NEW YORK (Reuters) - The euro headed for its best week in eight against the dollar on Friday but the gains appeared to be running out of steam as investors deemed policymakers’ latest action insufficient to solve Europe’s debt crisis.
Gains in the euro were fueled by the European Central Bank’s announcement on Thursday of joint action with other central banks to offer three-month dollar loans to banks in order to ease pressure in the money market. But the euro’s rally faded on Friday as traders refocused on the risk of an eventual debt default by Greece.
Attention will shift to the United States early next week, with the Federal Reserve set to hold its September policy meeting on Tuesday and Wednesday. Many investors expect the U.S. central bank’s Federal Open Market Committee to take some form of intervention in the bond market to stimulate the sluggish economy.
With Europe’s debt troubles lingering and the United States unlikely to announce a third round of quantitative easing, analysts see the euro remaining under pressure, with any dollar weakness likely be used as a buying opportunity.
“I‘m still bearish on the currency. The only risk I see to that outlook would be the FOMC come out with a surprise,” said Jessica Hoversen, FX analyst at MF Global in New York.
The most likely scenario for the Fed next week is to adopt “Operation Twist,” in which the Fed would buy longer-dated Treasury bonds and sell shorter-dated ones to lower long-term rates without expanding the balance sheet.
Such a move has already been priced in and therefore should have little impact on the dollar, analysts say. By contrast, in quantitative easing, the Fed buys government securities for its balance sheet, which would increase dollar liquidity and encourage risk appetite, leading to currency weakness.
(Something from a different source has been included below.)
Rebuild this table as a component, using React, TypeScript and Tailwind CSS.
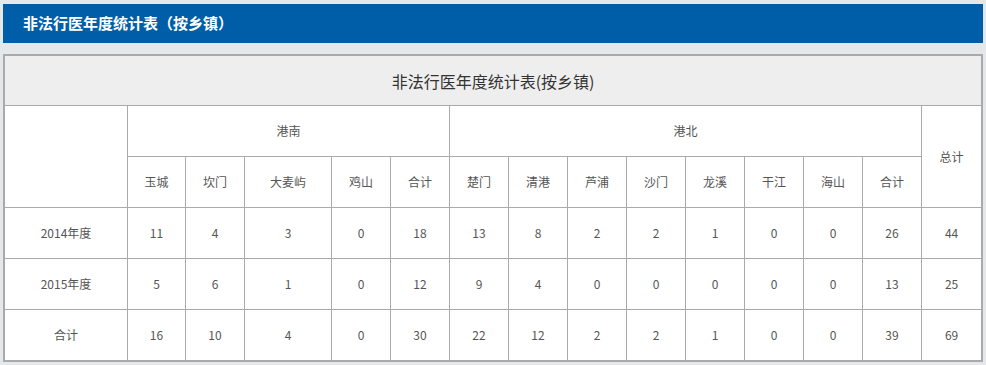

The euro was last down 0.6 percent at $1.37860, off a one-week peak of $1.39370 hit on Thursday but held above a seven-month trough below $1.35 plumbed on Monday. The euro has gained around 1.6 percent this week, its best weekly performance since the week of July 24.
Currency speculators boosted bets against the euro in the latest week, data from the Commodity Futures Trading Commission showed on Friday. They also turned long on the U.S. dollar for the first time since July 2010, with a net long position of $1.77 billion, compared with a net short position of $3.94 billion a week earlier.
Disappointment over a meeting of European Union finance ministers that ends on Saturday could also weigh on the euro.
U.S. Treasury Secretary Timothy Geithner urged EU finance ministers Friday to leverage their bailout fund to better tackle the debt crisis and to start speaking with one voice, but his proposal met resistance.
Less than 75 percent of private sector creditors have signaled they will take part in a scheme to buy back Greek debt, far less than the 90 percent target set by Greece, a shortfall that could jeopardize the euro zone’s second bailout package for Athens.
A Reuters poll showed Greece will likely default on its sovereign debt within a year after it exhausts the patience of its euro zone partners, but there is only a one-in-five chance it will leave the 17-nation euro zone.
“In this environment, we continue to recommend being defensively positioned and suggest fading rallies in the euro and risk currencies more generally,” said Sara Yates, currency strategist at Barclays Capital in London..
“However, with the market short euro/dollar, should we be surprised by political progress, euro/dollar could squeeze higher. For this reason, we prefer to express our bearish view by buying a euro/dollar put spread.”
The dollar rose 0.1 percent to 76.83 yen. The threat of Japanese intervention has kept dollar/yen in a tight range and above its record low around 75.94. On the week, the dollar lost 0.8 percent, the biggest weekly drop in a month.